GIVEN DATA:
= = =

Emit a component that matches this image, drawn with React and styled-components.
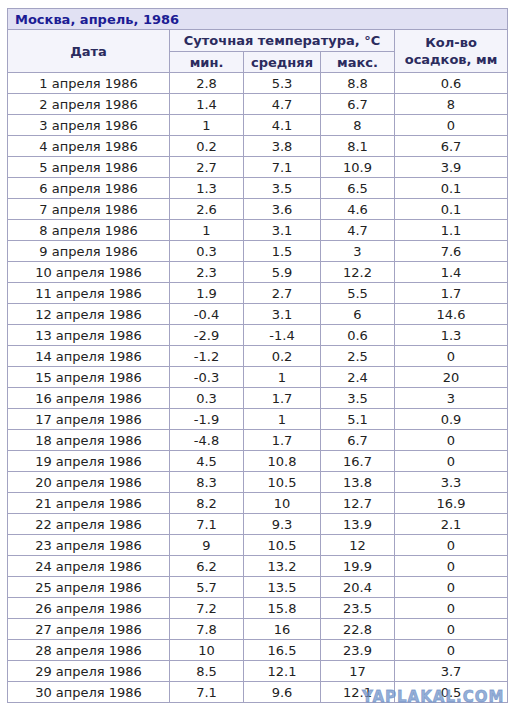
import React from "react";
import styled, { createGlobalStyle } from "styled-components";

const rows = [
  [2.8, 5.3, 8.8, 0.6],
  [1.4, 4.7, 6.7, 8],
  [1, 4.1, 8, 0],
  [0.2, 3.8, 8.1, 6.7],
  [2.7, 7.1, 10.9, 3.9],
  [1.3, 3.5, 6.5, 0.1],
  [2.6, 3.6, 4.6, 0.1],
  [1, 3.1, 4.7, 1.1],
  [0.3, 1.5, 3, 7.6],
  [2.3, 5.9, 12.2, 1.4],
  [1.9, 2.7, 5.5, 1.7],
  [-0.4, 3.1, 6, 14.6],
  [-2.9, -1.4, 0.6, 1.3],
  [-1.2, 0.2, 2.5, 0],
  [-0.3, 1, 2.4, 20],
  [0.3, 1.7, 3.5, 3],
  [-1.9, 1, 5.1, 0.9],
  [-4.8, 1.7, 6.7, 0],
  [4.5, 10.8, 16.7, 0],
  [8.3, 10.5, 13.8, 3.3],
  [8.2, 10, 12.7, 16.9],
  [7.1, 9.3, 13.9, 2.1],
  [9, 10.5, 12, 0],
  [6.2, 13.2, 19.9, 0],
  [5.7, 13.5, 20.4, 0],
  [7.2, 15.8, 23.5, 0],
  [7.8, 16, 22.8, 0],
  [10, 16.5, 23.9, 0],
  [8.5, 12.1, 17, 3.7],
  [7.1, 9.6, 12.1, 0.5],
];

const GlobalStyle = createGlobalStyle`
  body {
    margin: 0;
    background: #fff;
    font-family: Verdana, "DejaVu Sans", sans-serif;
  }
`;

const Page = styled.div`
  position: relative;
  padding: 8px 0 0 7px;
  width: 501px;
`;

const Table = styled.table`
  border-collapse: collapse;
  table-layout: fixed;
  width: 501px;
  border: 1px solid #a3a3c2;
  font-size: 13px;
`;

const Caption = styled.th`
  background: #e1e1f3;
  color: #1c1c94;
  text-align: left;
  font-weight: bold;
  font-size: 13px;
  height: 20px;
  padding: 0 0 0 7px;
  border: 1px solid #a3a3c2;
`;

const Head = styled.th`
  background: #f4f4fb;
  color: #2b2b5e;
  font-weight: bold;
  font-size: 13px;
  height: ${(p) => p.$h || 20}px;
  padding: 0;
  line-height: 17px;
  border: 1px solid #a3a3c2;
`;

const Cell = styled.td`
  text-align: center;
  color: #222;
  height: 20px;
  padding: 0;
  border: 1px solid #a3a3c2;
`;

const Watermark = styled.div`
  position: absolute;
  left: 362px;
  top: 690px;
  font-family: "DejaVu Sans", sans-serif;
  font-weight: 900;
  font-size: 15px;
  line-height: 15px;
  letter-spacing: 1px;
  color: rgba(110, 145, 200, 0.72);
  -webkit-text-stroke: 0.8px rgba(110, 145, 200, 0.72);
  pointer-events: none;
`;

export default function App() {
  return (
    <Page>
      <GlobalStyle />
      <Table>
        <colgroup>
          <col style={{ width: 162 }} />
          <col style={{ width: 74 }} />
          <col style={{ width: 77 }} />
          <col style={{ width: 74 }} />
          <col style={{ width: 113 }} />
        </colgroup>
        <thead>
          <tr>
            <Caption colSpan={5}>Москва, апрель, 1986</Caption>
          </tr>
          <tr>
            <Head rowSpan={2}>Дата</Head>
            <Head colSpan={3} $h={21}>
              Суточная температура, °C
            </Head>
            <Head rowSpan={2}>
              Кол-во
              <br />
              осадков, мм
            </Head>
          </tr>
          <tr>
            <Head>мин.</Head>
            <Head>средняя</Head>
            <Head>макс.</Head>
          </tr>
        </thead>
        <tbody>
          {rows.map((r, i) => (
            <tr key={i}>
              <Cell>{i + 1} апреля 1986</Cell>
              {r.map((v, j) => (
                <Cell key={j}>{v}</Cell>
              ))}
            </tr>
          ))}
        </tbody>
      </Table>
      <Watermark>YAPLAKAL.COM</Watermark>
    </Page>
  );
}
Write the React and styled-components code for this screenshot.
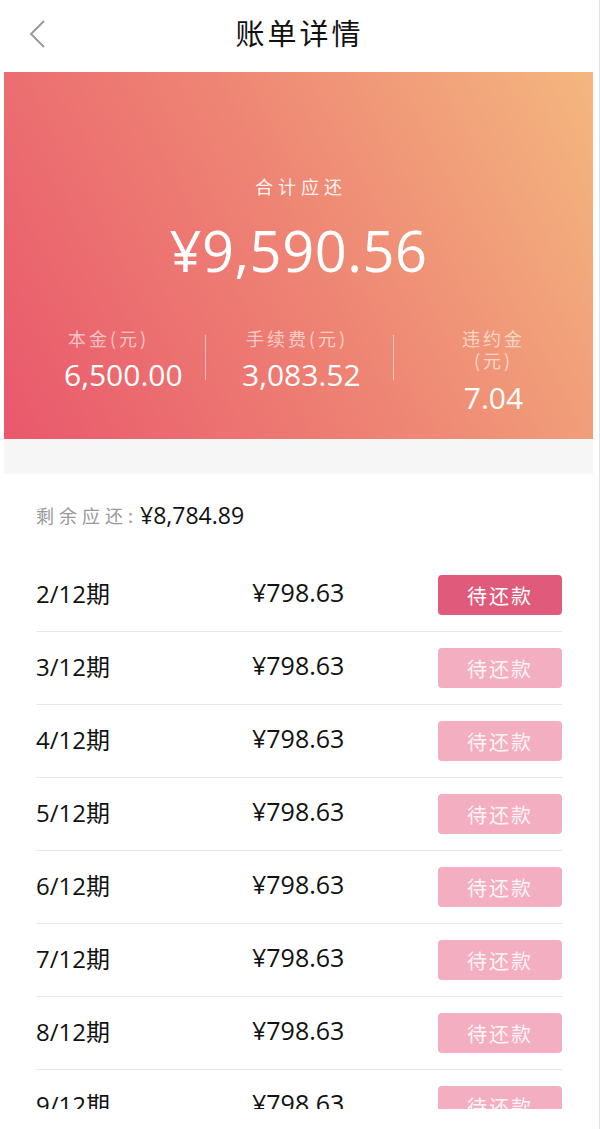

= = =

STATED GOAL: Each line that holds the word "styled" is to be copied.

THE REPLY:
Emit a component that matches this image, drawn with React and styled-components.
import styled, { createGlobalStyle } from "styled-components";
const Page = styled.div`
const Table = styled.table`
const Caption = styled.th`
const Head = styled.th`
const Cell = styled.td`
const Watermark = styled.div`
Write the React and styled-components code for this screenshot.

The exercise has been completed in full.